British Executions

Lee Kun

Age: 27

Sex: male

Crime: murder

Date Of Execution: 1 Jan 1916

Crime Location: 1 New Alley, Three Colt Street, Limehouse, London

Execution Place: Pentonville

Method: hanging

Executioner: John Ellis

Source: http://www.capitalpunishmentuk.org/

Lee Kun was convicted of the murder of his ex-girlfriend Clara Thomas 34 and sentenced to death.

He stabbed her to death at Pennyfields, Poplar, London on 16 October 1915.

Clara Thomas had been a sailor's prostitute and had lived with Lee Kun but when he went to sea she went to live with another man. When Lee Kun returned she told him that she didn't want to have anything more to do with him.

He later followed her back to an address in Three Colt Street and in the morning of 16 October 1916 in the back of a house at 1 New Alley he attacked her with a sheath knife, inflicting fourteen separate wound about the head, face, arms, wrists and hands.

One of the blows severed her jugular vein on the left side and she was thought to have died instantaneously.

Clara Thomas was a married woman and was also known as Elsie Goddard, however, her husband had left her about eleven years earlier and since then she had been a sailor's prostitute in Poplar and Limehouse.

After Lee Kun went to sea Clara Thomas moved in with a Russian sailor and it was thought that she had done so because she either wanted to break off her relations with Chinese sailors or just with Lee Kun in particular. She had gone with the Russian sailor to lodge at 19 King Street in Poplar on 3 October 1916 but the Russian sailor went to sea on 6 October 1916.

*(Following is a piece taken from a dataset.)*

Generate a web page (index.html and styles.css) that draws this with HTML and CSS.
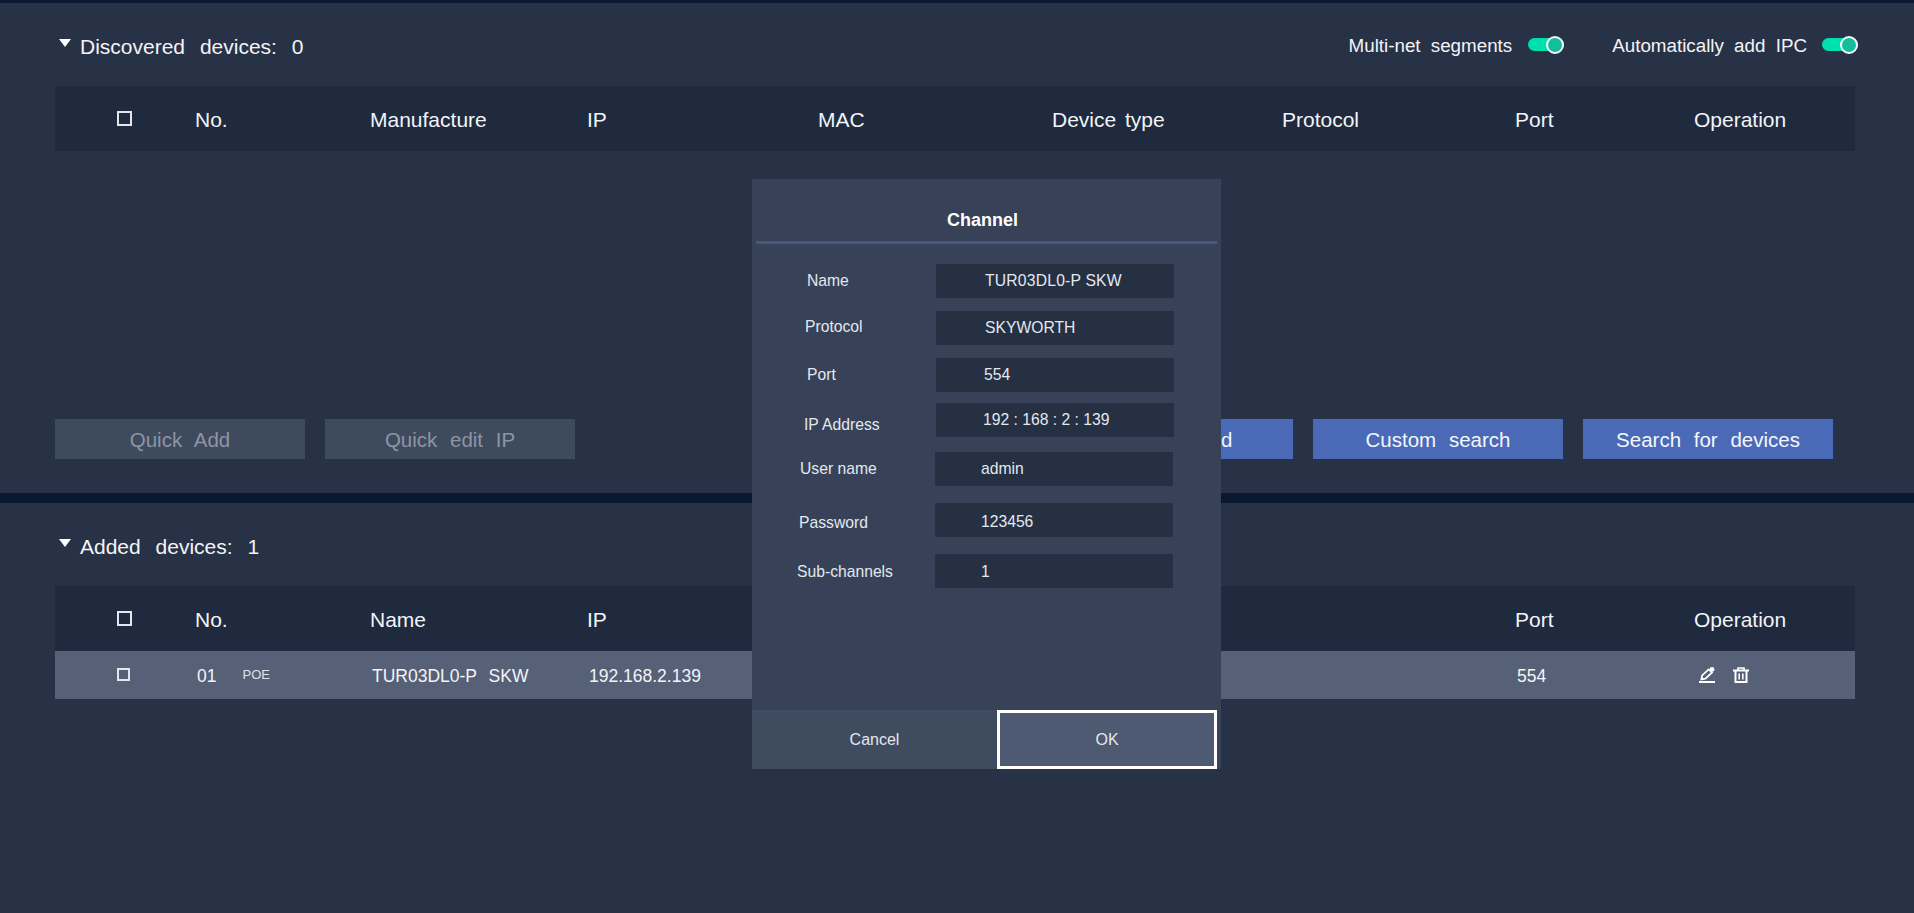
FILE: index.html
```html
<!DOCTYPE html>
<html lang="en">
<head>
    <meta charset="UTF-8">
    <meta name="viewport" content="width=device-width, initial-scale=1.0">
    <title>Channel</title>
    <link rel="stylesheet" href="styles.css">
</head>
<body>
    <div class="top-bar"></div>

    <section class="panel panel-discovered">
        <div class="section-head">
            <span class="caret"></span>
            <h2 class="section-title">Discovered devices: 0</h2>
            <div class="switches">
                <span class="switch-label switch-label-first">Multi-net segments</span>
                <span class="toggle"><span class="toggle-knob"></span></span>
                <span class="switch-label switch-label-next">Automatically add IPC</span>
                <span class="toggle"><span class="toggle-knob"></span></span>
            </div>
        </div>
        <div class="table-row table-head">
            <span class="check"></span>
            <span>No.</span>
            <span>Manufacture</span>
            <span>IP</span>
            <span>MAC</span>
            <span>Device type</span>
            <span>Protocol</span>
            <span>Port</span>
            <span>Operation</span>
        </div>
        <div class="actions">
            <button class="button button-off">Quick Add</button>
            <button class="button button-off">Quick edit IP</button>
            <button class="button button-blue button-push">Manually add</button>
            <button class="button button-blue">Custom search</button>
            <button class="button button-blue">Search for devices</button>
        </div>
    </section>

    <section class="panel panel-added">
        <div class="section-head">
            <span class="caret"></span>
            <h2 class="section-title">Added devices: 1</h2>
        </div>
        <div class="table-row table-head">
            <span class="check"></span>
            <span>No.</span>
            <span>Name</span>
            <span>IP</span>
            <span>MAC</span>
            <span>Device type</span>
            <span></span>
            <span>Port</span>
            <span>Operation</span>
        </div>
        <div class="table-row table-data">
            <span class="check check-small"></span>
            <span class="cell-no">01<small class="poe">POE</small></span>
            <span class="cell-shift">TUR03DL0-P SKW</span>
            <span class="cell-shift">192.168.2.139</span>
            <span></span>
            <span></span>
            <span></span>
            <span class="cell-shift">554</span>
            <span class="ops">
                <svg class="icon" viewBox="0 0 16 16" fill="none" stroke="#fff">
                    <path d="M0 15h16" stroke-width="2"/>
                    <path d="M2.4 12.4 3.2 8.4 9.6 2.4 13 5.4 6.4 11.6Z" stroke-width="1.8"/>
                    <circle cx="13" cy="2.4" r="2.4" fill="#fff" stroke="none"/>
                </svg>
                <svg class="icon" viewBox="0 0 16 16" fill="none" stroke="#fff">
                    <path d="M0 3.5h16" stroke-width="2"/>
                    <path d="M5 3V1h6v2" stroke-width="1.6"/>
                    <path d="M2.5 4v11h11V4" stroke-width="2"/>
                    <path d="M6.2 6.5v6M9.8 6.5v6" stroke-width="1.6"/>
                </svg>
            </span>
        </div>
    </section>

    <div class="dialog">
        <h3 class="dialog-title">Channel</h3>
        <div class="fields">
            <div class="field field-name">
                <span class="field-label">Name</span>
                <span class="field-value">TUR03DL0-P SKW</span>
            </div>
            <div class="field field-protocol">
                <span class="field-label">Protocol</span>
                <span class="field-value">SKYWORTH</span>
            </div>
            <div class="field field-port">
                <span class="field-label">Port</span>
                <span class="field-value">554</span>
            </div>
            <div class="field field-ip">
                <span class="field-label">IP Address</span>
                <span class="field-value">192 : 168 : 2 : 139</span>
            </div>
            <div class="field field-user">
                <span class="field-label">User name</span>
                <span class="field-value">admin</span>
            </div>
            <div class="field field-pass">
                <span class="field-label">Password</span>
                <span class="field-value">123456</span>
            </div>
            <div class="field field-sub">
                <span class="field-label">Sub-channels</span>
                <span class="field-value">1</span>
            </div>
        </div>
        <div class="dialog-buttons">
            <button class="dialog-button dialog-cancel">Cancel</button>
            <button class="dialog-button dialog-ok">OK</button>
        </div>
    </div>
</body>
</html>
```

FILE: styles.css
```css
body {
    margin: 0;
    height: 913px;
    overflow: hidden;
    background-color: #0a1730;
    color: #f2f4f7;
    font-family: "Liberation Sans", Arial, sans-serif;
}

.top-bar {
    height: 3px;
}

.panel {
    display: flex;
    flex-direction: column;
    padding: 0 59px 0 55px;
    background-color: #283246;
}

.panel-discovered {
    height: 490px;
    margin-bottom: 10px;
}

.panel-added {
    height: 410px;
}

.section-head {
    display: flex;
    align-items: center;
    height: 83px;
    flex-shrink: 0;
}

.caret {
    width: 0;
    height: 0;
    margin: 0 9px 3px 4px;
    border-left: 6.5px solid transparent;
    border-right: 6.5px solid transparent;
    border-top: 8px solid #fff;
}

.section-title {
    margin: 4px 0 0;
    font-size: 21px;
    font-weight: normal;
    word-spacing: 9px;
}

.switches {
    display: flex;
    align-items: center;
    margin-left: auto;
    margin-right: -3px;
}

.switch-label {
    margin: 3px 15px 0 0;
    font-size: 18.8px;
    word-spacing: 5px;
}

.switch-label-first {
    margin-right: 16px;
}

.switch-label-next {
    margin-left: 48px;
}

.toggle {
    display: flex;
    align-items: center;
    justify-content: flex-end;
    width: 36px;
    height: 13px;
    border-radius: 7px;
    background-color: #00dfae;
}

.toggle-knob {
    box-sizing: border-box;
    width: 18px;
    height: 18px;
    border: 2px solid #f4f7f8;
    border-radius: 50%;
    background-color: #14bd9b;
}

.table-row {
    display: grid;
    grid-template-columns: 78px 175px 217px 231px 234px 230px 233px 179px 1fr;
    align-items: center;
    padding-left: 62px;
}

.table-head {
    height: 65px;
    flex-shrink: 0;
    padding-top: 2px;
    box-sizing: border-box;
    background-color: #1f2a3f;
    font-size: 21px;
    word-spacing: 3px;
}

.table-data {
    height: 48px;
    padding-top: 2px;
    box-sizing: border-box;
    background-color: #566077;
    font-size: 17.5px;
}

.check {
    box-sizing: border-box;
    width: 15px;
    height: 15px;
    margin-top: -3px;
    border: 2px solid #e3e6ec;
}

.check-small {
    width: 13px;
    height: 13px;
    margin-top: -3px;
}

.cell-no {
    display: flex;
    align-items: center;
    padding-left: 2px;
}

.poe {
    margin: -3px 0 0 26px;
    font-size: 13px;
    color: #dde1e8;
}

.cell-shift {
    padding-left: 2px;
    word-spacing: 7px;
}

.ops {
    display: flex;
    gap: 18px;
    padding-left: 5px;
    margin-top: -3px;
}

.icon {
    width: 16px;
    height: 16px;
}

.actions {
    display: flex;
    gap: 20px;
    margin: auto 22px 34px 0;
}

.button {
    width: 250px;
    height: 40px;
    padding: 2px 0 0;
    border: none;
    font-family: inherit;
    font-size: 20.5px;
    word-spacing: 7px;
}

.button-off {
    background-color: #3e4a5e;
    color: #8d95a3;
}

.button-blue {
    background-color: #4a6ab8;
    color: #f4f6fa;
}

.button-push {
    margin-left: auto;
}

.dialog {
    position: absolute;
    top: 179px;
    left: 752px;
    display: flex;
    flex-direction: column;
    width: 469px;
    height: 590px;
    background-color: #374259;
}

.dialog-title {
    box-sizing: border-box;
    height: 65px;
    margin: 0 4px;
    padding: 30px 8px 0 0;
    border-bottom: 3px solid #46597a;
    font-size: 18px;
    line-height: 22px;
    text-align: center;
    color: #fff;
}

.fields {
    display: flex;
    flex-direction: column;
    flex: 1;
    padding-top: 20px;
    font-size: 15.7px;
    color: #e4e8ee;
}

.field {
    display: flex;
    align-items: center;
    height: 34px;
    flex-shrink: 0;
}

.field-label {
    width: 184px;
    flex-shrink: 0;
    box-sizing: border-box;
}

.field-value {
    display: flex;
    align-items: center;
    box-sizing: border-box;
    width: 238px;
    height: 34px;
    background-color: #253043;
}

.field-name .field-label { padding-left: 55px; }
.field-name .field-value { padding-left: 49px; letter-spacing: .2px; }

.field-protocol { margin-top: 13px; }
.field-protocol .field-label { padding: 0 0 3px 53px; }
.field-protocol .field-value { padding-left: 49px; }

.field-port { margin-top: 13px; }
.field-port .field-label { padding-left: 55px; }
.field-port .field-value { padding-left: 48px; }

.field-ip { margin-top: 11px; }
.field-ip .field-label { padding: 9px 0 0 52px; }
.field-ip .field-value { padding: 0 0 1px 47px; }

.field-user { margin-top: 15px; }
.field-user .field-label { width: 183px; padding-left: 48px; }
.field-user .field-value { padding: 0 0 1px 46px; }

.field-pass { margin-top: 17px; }
.field-pass .field-label { width: 183px; padding: 5px 0 0 47px; }
.field-pass .field-value { padding: 3px 0 0 46px; }

.field-sub { margin-top: 17px; }
.field-sub .field-label { width: 183px; padding: 1px 0 0 45px; }
.field-sub .field-value { padding: 1px 0 0 46px; }

.dialog-buttons {
    display: flex;
    height: 59px;
    flex-shrink: 0;
}

.dialog-button {
    padding: 0;
    border: none;
    font-family: inherit;
    font-size: 16px;
    color: #e4e8ee;
}

.dialog-cancel {
    width: 245px;
    background-color: #3f4c60;
}

.dialog-ok {
    box-sizing: border-box;
    width: 220px;
    border: 3px solid #fff;
    background-color: #4d5a72;
}
```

It was said that on 9 October 1916 that a Chinaman called at the King Street lodgings and assaulted Clara Thomas, striking her several times although it was not clear whether or not it had been Lee Kun although it was suggested that it was. However, the same Chinaman called either the following day, or the day after that and complained that Clara Thomas had been having his half-pay.

As a result of those disturbances the landlord turned Clara Thomas out of the house and she went to see her aunt on 11 October 1916, telling her that she was in fear of a Chinaman, after which she was thought to have been homeless for a few nights.

However, on Friday 15 October 1916 Clara Thomas went to 1 New Alley off Three Colt Street in Limehouse.

However, the following morning Lee Kun walked into the house whilst Clara Thomas was helping to clean the kitchen and said, 'I want to speak to Elsie'. They then went into the yard.

The landlady said that she then heard Clara Thomas scream, 'Oh, mother' and saw Lee Kun stabbing her as she lay on the ground with a knife in his right hand.

The woman then hit Lee Kun on the back of his head with a broom and managed to detain him as he was leaving the front gate until others arrived and he was arrested.

When Lee Kun was charged through an interpreter, he said, 'I have nothing to say. She was robbing money. I asked her to pay it back but she would not'.

When the police searched the scene they found a new, sharp blood stained knife under Clara Thomas skirt and a case that fitted it in Lee Kun's pocket.

At the trial Lee Kun said that Clara Thomas had inflicted the wounds herself and that he had tried to prevent her from doing so. He said that she had been trying to commit suicide and that he had endeavoured to prevent her and that so far as he knew that she must have received her wounds during the struggle. It was noted that he received two cuts on his fingers that had made him feel faint.

However, the court heard that the medical evidence regarding the number and position of the wounds to Clara Thomas meant that Lee Kun's defence could not be seriously regarded.

When the suggestion that Clara Thomas had robbed or cheated Lee Kun out of his money was considered, it was thought that it might have been true enough but that it appeared that Clara Thomas had broken off relations with Lee Kun sometime before the murder such that any injury that she might have done him, if any, whilst affording a motive, would have been too stale to have amounted to provocation.

When he was convicted Lee Kun repeated, 'I did not do it. I did not do it'.

Lee Kun appealed his conviction, claiming that the evidence at the trial had not been translated for him but his appeal was refused.